I know it's important to make sure someone can code, but projects introduce a lot of time and stress to the equation because as a candidate I want to make sure they're perfect. Even if it's just a URL shortener, I'd end up spending a lot of time on setup, using the latest tech, unit testing, refactoring, optimization, build tooling...it quickly becomes overwhelming, especially when the company isn't thoughtful enough to provide a list of specific things my work will be graded on.
Asking candidates to do several hours of example work can shut valuable people out of your hiring pool--people who don't have the spare time, people who are very junior, even people who are too senior (if they can get other offers easily, why should they spend an entire day applying for one?). I myself have declined to interview for a role or two because the process was too much work.
A better (and more scientifically-proven) approach to interviewing would be a brief face-to-face followed by an hour of pair programming with an actual employee doing actual day-to-day work. If the experience is positive, you have reason to believe the candidate will be a very good fit.
I like the idea of pair programming but even that can be stressing for even a senior developer.
I like the original article outline, I just wish that the candidate is told before hand what is he graded on instead of just guessing where to spend more of his/her time.
I like the idea of pairing!
What if there are 100 interviewees? How do we quick sort them out without being stressed?
I don't know of a "quick" way to pick the most qualified candidates from a set of 100. Every study I've seen indicates that a resume review or phone screen is about as good as a random number generator.
We can use the 37% rule as suggested by the Optimal Stopping algorithm, I suppose this is very similar to the Secretary problem. So, in a pool of 100 applicants, talk to the first 37 people, stop there, and choose among the 37. This is the first chapter of "Algorithms to Live by" (B. Christian and T. Griffiths)
I have that book but did not complete read yet. Looks like I need to give it a shot. :)
Thanks for pointing that out.
Nice idea! Pair programming is something I love, too! :)
Pair programming sounds like a great idea.
I'm always inspired by the "2nd interview" quiz I was given for an entry-level job that was going to require putting data from spreadsheets into Mailchimp-like and Microsoft Word Mail Merge documents:
I was given a 3-column, 2-record spreadsheet. First & last name, plus M or F.
I was told that I had 15 minutes of quiet time with a computer, open internet, to edit a letter in Microsoft Word so that, when merged, would greet the person as "Dear [Mr./Ms.] so-and-so."
I've always been inspired by that exercise. Nothing about it that you can agonize over whether you're doing it "nicely enough" -- pure "testing output" answer. Short timeframe.

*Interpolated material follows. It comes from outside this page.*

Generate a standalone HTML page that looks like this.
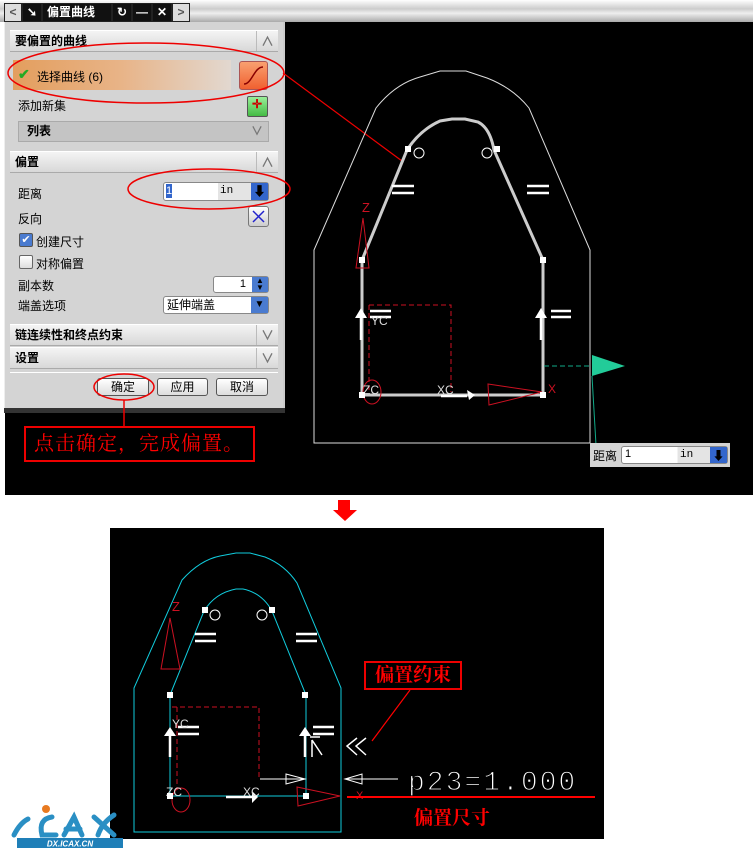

When I interviewed for a more senior position with a company that ate or starved based on the quality of its estimates (consultants), they asked me to tell them how I'd estimate the number of pennies that would fit in the room they were in. I kind of bombed the question (never been good at candy jars), but I thought it was a great "don't agonize over this ... we just want to get some quick idea of whether you're completely untrainable, in the wide band that is normal, or frighteningly off-the-charts fast" type of skill test.
But pair programming sounds like a good idea when more time and effort is necessary.